The royalists were, in fact, far better organised than their parliamentary
counterparts. It would be difficult to attribute all of this to Francis
Ottley, as did Owen and Blakeway.
21 His lack of experience in government,
he had never held a position in either local or central government, contrasts
strongly with the obvious abilities and experience of men such as Nicholls
and Hunt. The vital factor was that the royalists controlled the county
administration. The sheriff was John Weld, an ardent royalist. The parliamentarians
had little to offer in this field. When, in the early months of 1642, parliament
had started to appoint its own Lords Lieutenant, as a counter to the royalists
strength in this part of the local administration, Shropshire had been
neglected. This was but a reflection of the situation in the county as
The parliamentarians, men of great ability and conviction though they may
have been, did not have the resources, especially in the realms of local
organisation, to mount an effective challenge to the royalists.
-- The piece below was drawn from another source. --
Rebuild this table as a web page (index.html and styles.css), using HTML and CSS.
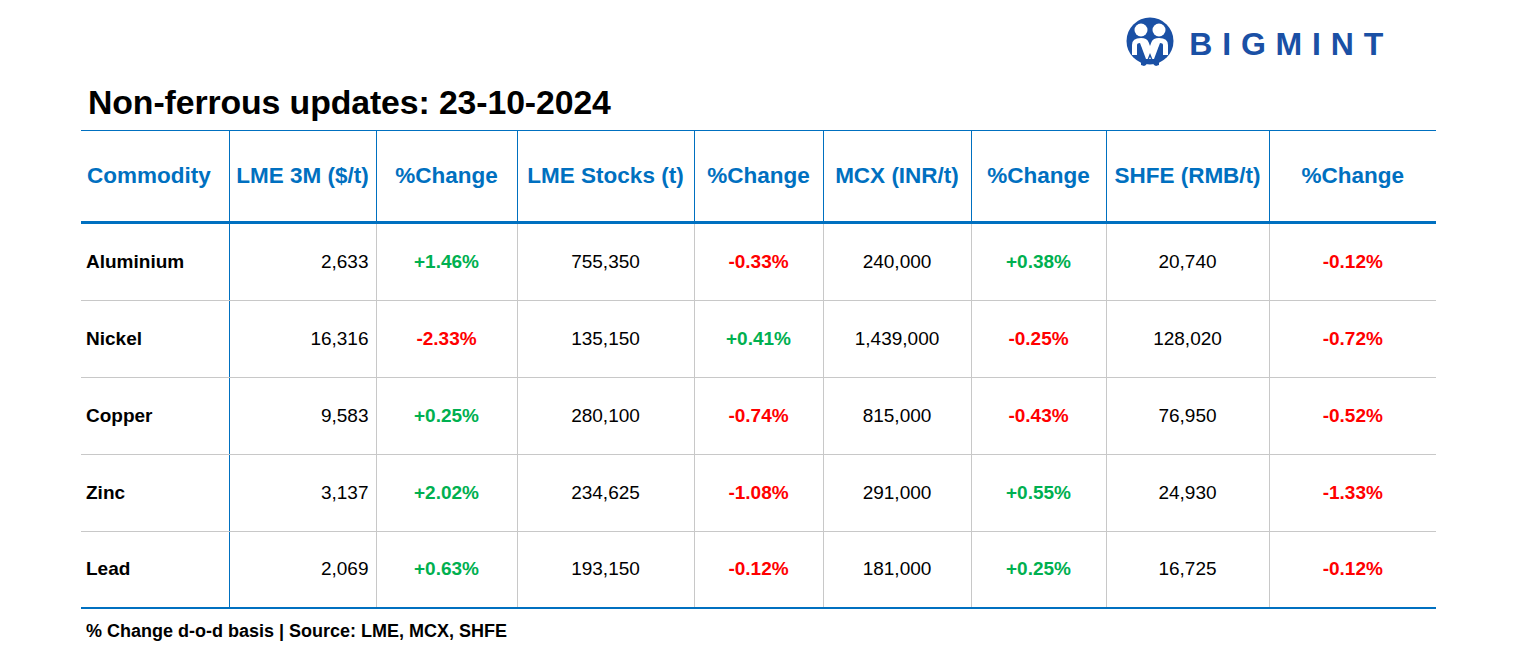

Finally, a question that must be answered is, why did the King decide to
come to Shrewsbury? Did he go to the town because he believed that it supported
him or did the town decide for the King when it heard that his army was
on its way? Clarendon suggests the former,
22 but on what grounds? The
reception given to the parliamentary committee by the ordinary townsfolk
seems to have been friendly, although the mayor and local gentry were very
hostile. 23 The fact that many of the leading parliamentarians fled after
this, however, indicates that they considered the town to be lost. Even
so, the King only seems to have taken the final decision after being contacted
by one of the town's royalists.
24 Unfortunately, the identity of this
ambassador is not recorded, so that further useful speculation is not possible.
It can only be said, therefore, that it is probable that the town was firmly
controlled by the royalists before the advent of the King's army but it
is impossible to be definite. Once the King had visited, all those who
had previously wavered must have been forced to accept the inevitable.